103. Conrad the Sailor (1942, directed by Chuck Jones). A dramatic difference, and recognizable as Jones's work. Seems a bit like a Goofy cartoon--certainly the voice of the title character sounds it--if Goofy had ever encountered an early iteration of Daffy Duck.

104. The Sour Puss (1940, directed by Robert Clampett), in which Porky and his cat go fishing and encounter a looney flying fish. In black and white, but closer to the Warners style of ten years later than to, say, Jones's early films. Not Clampett's finest hour; the wackiness seems a bit forced.

105. The Aristo-Cat (1943, directed by Chuck Jones). It's amazing how fast Jones became an expressionist. Though dramatically different in tone and content, this exercise in wild backgrounds is positively Caligarian. A pampered cat is left to fend for himself when his butler walks off.
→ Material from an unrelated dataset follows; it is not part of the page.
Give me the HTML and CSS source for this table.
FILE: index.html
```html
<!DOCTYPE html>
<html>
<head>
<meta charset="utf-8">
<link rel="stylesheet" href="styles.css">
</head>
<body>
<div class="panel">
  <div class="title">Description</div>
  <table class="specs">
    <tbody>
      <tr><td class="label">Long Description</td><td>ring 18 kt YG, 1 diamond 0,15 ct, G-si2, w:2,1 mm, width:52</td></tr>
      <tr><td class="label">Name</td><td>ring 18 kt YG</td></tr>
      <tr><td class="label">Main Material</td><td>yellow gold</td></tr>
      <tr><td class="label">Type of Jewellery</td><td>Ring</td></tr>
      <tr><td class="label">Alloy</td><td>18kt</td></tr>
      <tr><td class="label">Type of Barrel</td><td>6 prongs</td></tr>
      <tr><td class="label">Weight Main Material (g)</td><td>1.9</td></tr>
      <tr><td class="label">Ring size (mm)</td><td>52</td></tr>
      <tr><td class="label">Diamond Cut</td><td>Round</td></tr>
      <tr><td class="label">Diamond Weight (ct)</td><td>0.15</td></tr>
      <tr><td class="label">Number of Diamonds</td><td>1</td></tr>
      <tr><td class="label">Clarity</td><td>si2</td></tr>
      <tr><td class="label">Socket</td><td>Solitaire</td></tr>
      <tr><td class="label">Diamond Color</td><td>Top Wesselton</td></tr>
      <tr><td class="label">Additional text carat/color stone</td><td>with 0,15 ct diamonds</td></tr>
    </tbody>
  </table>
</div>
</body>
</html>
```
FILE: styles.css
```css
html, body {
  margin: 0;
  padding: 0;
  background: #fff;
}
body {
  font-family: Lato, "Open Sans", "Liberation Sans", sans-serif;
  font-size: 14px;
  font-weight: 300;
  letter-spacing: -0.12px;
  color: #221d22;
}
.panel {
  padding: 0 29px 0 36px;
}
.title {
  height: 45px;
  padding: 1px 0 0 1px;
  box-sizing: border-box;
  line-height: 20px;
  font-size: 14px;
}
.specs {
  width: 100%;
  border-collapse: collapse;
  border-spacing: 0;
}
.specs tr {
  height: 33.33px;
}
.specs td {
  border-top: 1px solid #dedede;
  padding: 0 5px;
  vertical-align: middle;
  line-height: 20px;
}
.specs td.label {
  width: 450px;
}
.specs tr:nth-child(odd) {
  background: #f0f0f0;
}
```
Two mice take advantage. Funny, but it's the visuals that make it.

106. Dough-Ray Me-Ow (1948, directed by Arthur Davis), in which conniving parrot Louie plots to do in "best pal" Heathcliff. Heathcliff takes the cake as the dimmest bulb ever to appear in a Looney Tune. "Breathe, stupid! Ya forgot to breathe!" For sheer comedy, this is one of the best.

107. Pizzicato Pussycat (1955, directed by Friz Freling) is another late cartoon to show the influence of UPA. Here we find a piano playing mouse being exploited by a cat for fame. It's interesting how abstract the backgrounds in this are, but they seem to fit the theme. They remind me of the album covers of certain jazz records from the period (think Brubeck).

108. Kiss Me Cat (1953, directed by Chuck Jones) A variant of the bulldog/cute kitten theme that Jones explored in the 1950s, in which the kitten needs to catch mice to keep his home and the bulldog tries to help. Some arresting shot compositions in this one.

109. Cat Feud (1958, directed by Chuck Jones). Another variant of the bulldog/cute kitten combo, this time on a construction site (yet another Looney Tunes descendant of Harold Lloyd). The character models in this one are drifting away from the classic Warner model sheets towards the kinds of model sheets Jones used for his television work in the 60s and 70s.

110. The Unexpected Pest (1956, directed by Robert McKimson), in which Sylvester has been too successful in catching mice, and has to find a ringer to help him keep his home. McKimson is in fine form, but the material doesn't overreach. Funny.

111. Go Fly a Kit (1957, directed by Chuck Jones). This is the one about the flying cat, who uses his tail as a propeller. Another one more in line with later Jones than with classic Warners.

112. Kiddin' the Kitten (1952, directed by Robert McKimson), in which McKimson channels W. C. Fields. Dodsworth the cat goes to absurd lengths to avoid doing actual work to keep his home free of mice. To this end, he swindles a kitten. Much to his chagrin.

113. A Peck O' Trouble (1953, directed by Robert McKimson). Dodsworth again, this time trying to get a woodpecker for breakfast without expending an effort. Fun.

114. Mouse and Garden (1960, directed by Friz Freling). Sylvester and his rival, Sam, duel over a mouse in a boathouse. Mostly flat. Freling seemed to be making dry runs for television cartooning at this time.

115. Porky's Poor Fish (1940, directed by Robert Clampett). Another reality-stretching Clampett toon. In black and white. Porky manages a fish store and the inhabitants must fend off a cat when Porky goes to lunch. Heavy on the "tune" part of Looney Tunes.

116. Swallow the Leader (1949, directed by Robert McKimson). When the swallows return to Capistrano, one cat tries to take advantage. This one seems like a lot of slapstick just for the sake of it. Characterization is at a minimum, but the gags are rapid fire. Funny and brutal. Or brutally funny.

I'll get back to Looney Tunes next week. That's not all folks...

117. Finally, I sat through Star Wars (1977, directed by George Lucas) for the first time in years. Man, that hasn't aged well. And I'm talking the original Han-shoots-first version. Only Peter Cushing seems to be in his element, but he made far more ridiculous movies than this one. The cinematography in the desert sequences is pretty good, too, come to think of it. And the "used future" production design. It's easy to see why Carrie Fisher thought she was making a turkey. The dialogue is excremental.